Because Valentine’s Day is just around the corner, I made a few changes to Ina’s recipe to feature red and white colors. I splurged on a handful of Marcona almonds, my favorite, and added some cashews instead of the pistachios in Ina’s recipe. Dried cherries replaced her dried apricots, but I kept the dried cranberries. I had really wanted to throw in some dried strawberries but couldn’t find them anywhere. I kept to Ina’s technique, except for toasting the nuts in a skillet instead of, as she suggests, the oven. Marcona almonds toast really quickly and I wanted to keep a close eye on them.
As careful as I am about using salt in my cooking and baking, you need to use salted nuts here to contrast with the sweet chocolate and tart dried fruit. Splurge on the best white chocolate you can afford – I used Valrhona – expensive, but your Valentine deserves the best, right?

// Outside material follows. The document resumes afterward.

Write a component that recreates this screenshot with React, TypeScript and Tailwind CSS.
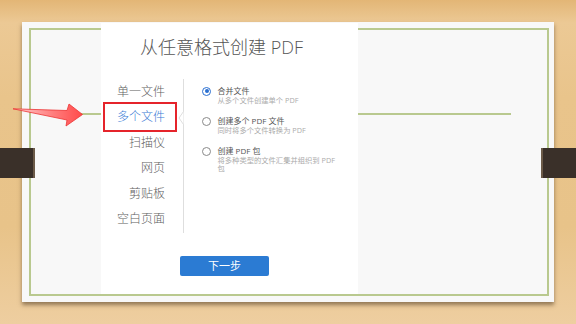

TIP: Don’t use white chocolate chips, tempting as it is, because they contain stabilizers and won’t melt properly. They don’t taste very good, either.
- ¼ cup salted Marcona almonds
- ¼ cup salted cashews
- 16 ounces best quality white chocolate, chopped
- ¼ cup dried cherries
- ¼ cup dried cranberries
- Place the nuts in a skillet over medium-low heat, just until lightly toasted. Set aside to cool.
- Place a piece of parchment paper in a sheet pan and use a pencil to measure out an 8 X 10 rectangle. Turn the paper over to avoid getting pencil marks into the chocolate.
- Place ¾ of the chocolate into a heat-proof glass bowl. Heat the chocolate in a microwave at 30 second intervals, stirring in between, until just melted. Add the rest of the chocolate and stir until melted.
- Pour the melted chocolate into the rectangle and gently smooth to fill the space. Add the nuts and fruit, sprinkling evenly over the chocolate, and use the back of a spoon to press into the chocolate.
- Chill for 1 hour in the fridge before breaking into large pieces.